Während dessen schaue ich mir das an und stelle fest, das ich immer größere Teile der Gesetzgebung, der Legislative und inzwischen sogar der Rechtsprechung der obersten deutschen Gerichte fundamental ablehne.
Wenn ich behaupte das ich nicht der Einzige bin, was bedeutet das für dieses Land, wenn eine wachsende Anzahl von Menschen sich durch die verschiedenen Ausformungen der Eliten- und Parteiendiktatur fundamental nicht vertreten fühlt?
Was bedeutet es, wenn die Elite darauf mit Gesinnungsgesetzgebung und Gesinnungsjournalismus reagiert und die Spaltung aktiv betreibt?
Die Notenbanken als Waffe, sind eine Elitenwaffe und nicht (für Gesellschaften) weniger zerstörerisch als Atombomben.
Verzeihen Sie, wenn ich kein Vertrauen in den Austausch von einer Elitevertretung durch eine andere keinerlei Vertrauen habe.
Nach dem was ich bei den Coronamaßnahmen als Völkermord betrachte, ist meine rote Linie massiv überschritten.
Wenn wir Lobbyismus und Bestechung richtig bestrafen (Strafen ab 1 Million aufwärts plus mindestens 5 Jahre Gefängnis auch für die Auftraggeber, plus Enteignung der Auftraggeber) darüber könnten wir reden.
Aber wir schaffen ja nicht einmal eine Besteuerung der Elite, von Gerechtigkeit ganz und gar geschwiegen.
Also nein, keine Reform im Bundestag außer vielleicht das nur Mandate besetzt werden, die auch Stimmen erhalten haben.
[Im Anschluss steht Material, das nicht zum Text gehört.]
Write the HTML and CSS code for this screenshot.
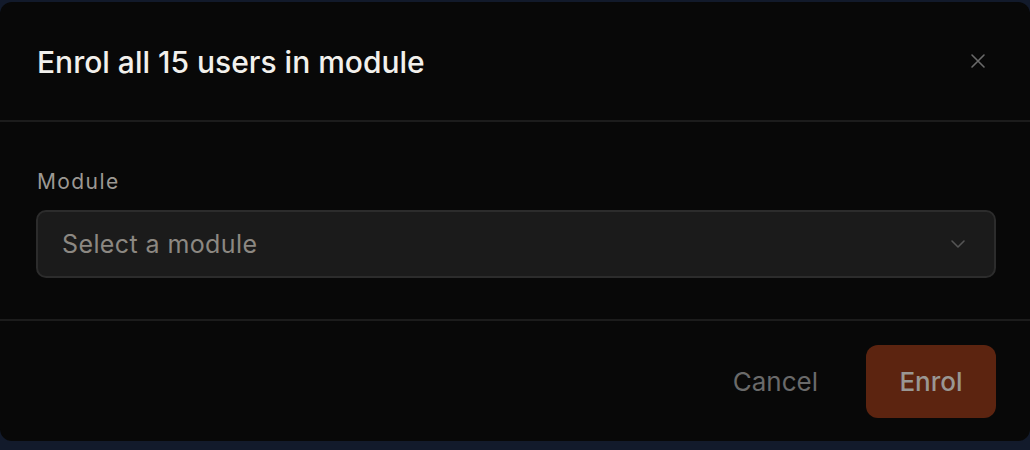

50% Wahlbeteiligung also auch nur 50% der Mandate besetzt, da bin ich dabei.
Holly01
11. Mai 2022 @ 08:24
Der Neoliberalismus ist in einer Existenzkrise. Existenzkrise ist in diesem Fall keine der heute üblichen Übersteigerungen zur Betonung.
Die “Betreiber” sind bereit jeden Schaden in Kauf zu nehmen und jede Maßnahme ohne Rücksicht auf den Sinn oder tatsächliche Auswirkungen zu prüfen.
Kleopatra hat inhaltlich gemeint, das die Notenbanken im DoppelWK tabu waren, aber das wäre besser als eine Atombombe.
Nun.
Es sterben pro Tag 50.000 Menschen durch Hunger.
Der Ukrainekrieg wird diese Zahl stark erhöhen.
Die EU wird wirtschaftlich abstürzen und auch Hunger ist in die EU zurückgekehrt, ja auch nach Deutschland und Deutschland ist das drittreichste Land der Welt.
Das Geld ist nur nicht da wo es gebraucht wird.
Neoliberalismus zerstört Gesellschaften, tötet Menschen, bedroht die Welt durch Umweltzerstörung und schürt Kriege.
Notenbanken finanzieren gesellschaftliche Transformation.
Dafür sind die da.
Wer Notenbanken in Kriege zieht, zerstört die gesellschaftliche Transformation.
Zinspolitik der Notenbanken ist auch Krieg.